Commissioner Rose Rocco wanted to know how things got to the point where giving away land is the best way to solve a problem. Commissioner Jeff Stabins asked about the financial impacts of the proposal.
Their reluctance led the board to back away from any deal and to direct the staff to come back later with more information.
Commissioner Dave Russell, the board's point person on talks with the association, had urged his colleagues to seal the deal. "This puts an end once and for all to the disputes and squabbles of the past," he said, noting it would get the county out from under complications caused by "shabby accounting" by past county officials.
Russell said the commissioners should not think of the deal as giving away land to some private entity that might build hotels there someday.
"The whole purpose here is to benefit the public," he said. "It's going to enhance the performance of the fair."
The complicated dispute that has lingered more than two years focuses on the approximately 35 acres along U.S. 41 S. The Fair Association has two leases that cover most of the site. The lease that covers the actual fairgrounds and auditorium was signed in 1964 and is renewable annually for as long as the county fair is held.
The acreage just to the east of the fairgrounds was leased to the Fair Association in 1984 for 20 years, Assistant County Attorney Kent Weissinger told commissioners Wednesday.
Part of the association's responsibility in the lease was to make the payments for the land. In 1997, the association told the County Commission that it could not make the payments, and the county took over paying the debt.
While the county contends that the lease has expired, the Fair Association says that an automatic 30-year extension is now in force.

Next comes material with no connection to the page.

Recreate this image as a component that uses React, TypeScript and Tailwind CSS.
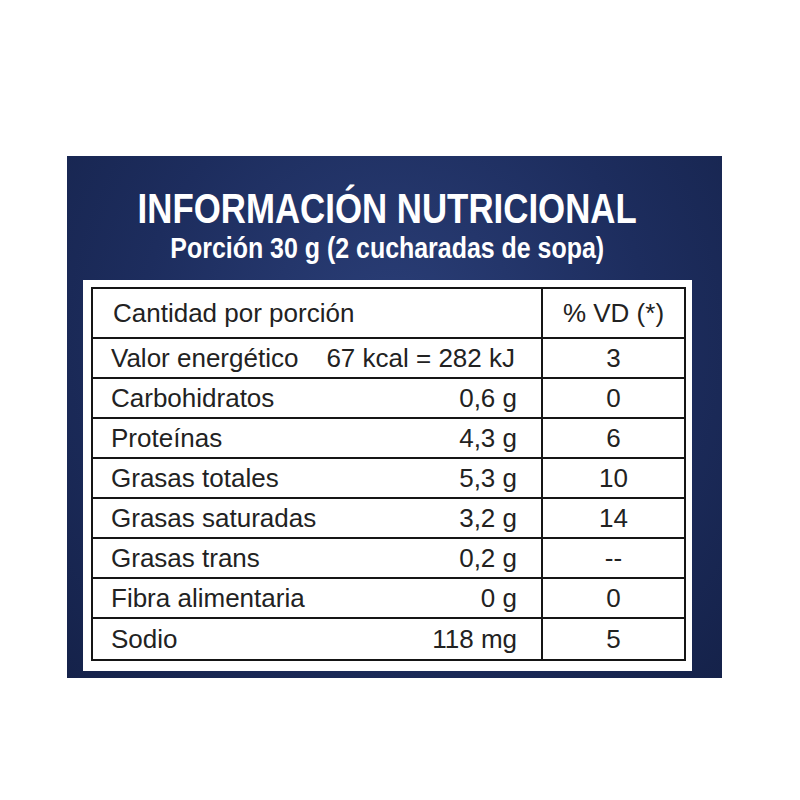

The county could fight the association in court over the terms of the 1984 lease, Weissinger said the outcome would be uncertain.
Part of the reason the county is in a tough spot is that it has situated its Extension Services and Animal Services buildings on the easternmost parts of the property - on land that has been leased to the association.
Weissinger told commissioners he can find no documentation that association ever relinquished its interest in those sites.
Further muddying the waters are other leases on pieces of the 35 acres and the north-south connector road known as Governor Boulevard that the city of Brooksville plans to build through the middle of the site.
The push to get the right-of-way secured for Governor Boulevard is what has shoved the whole issue to the forefront, county officials said.
The complicated lease mess also squashes notions such as the county possibly trading the fairgrounds site for property closer to Brooksville to be used for a new court complex, or building the complex at the fairgrounds, according to interim county administrator Larry Jennings.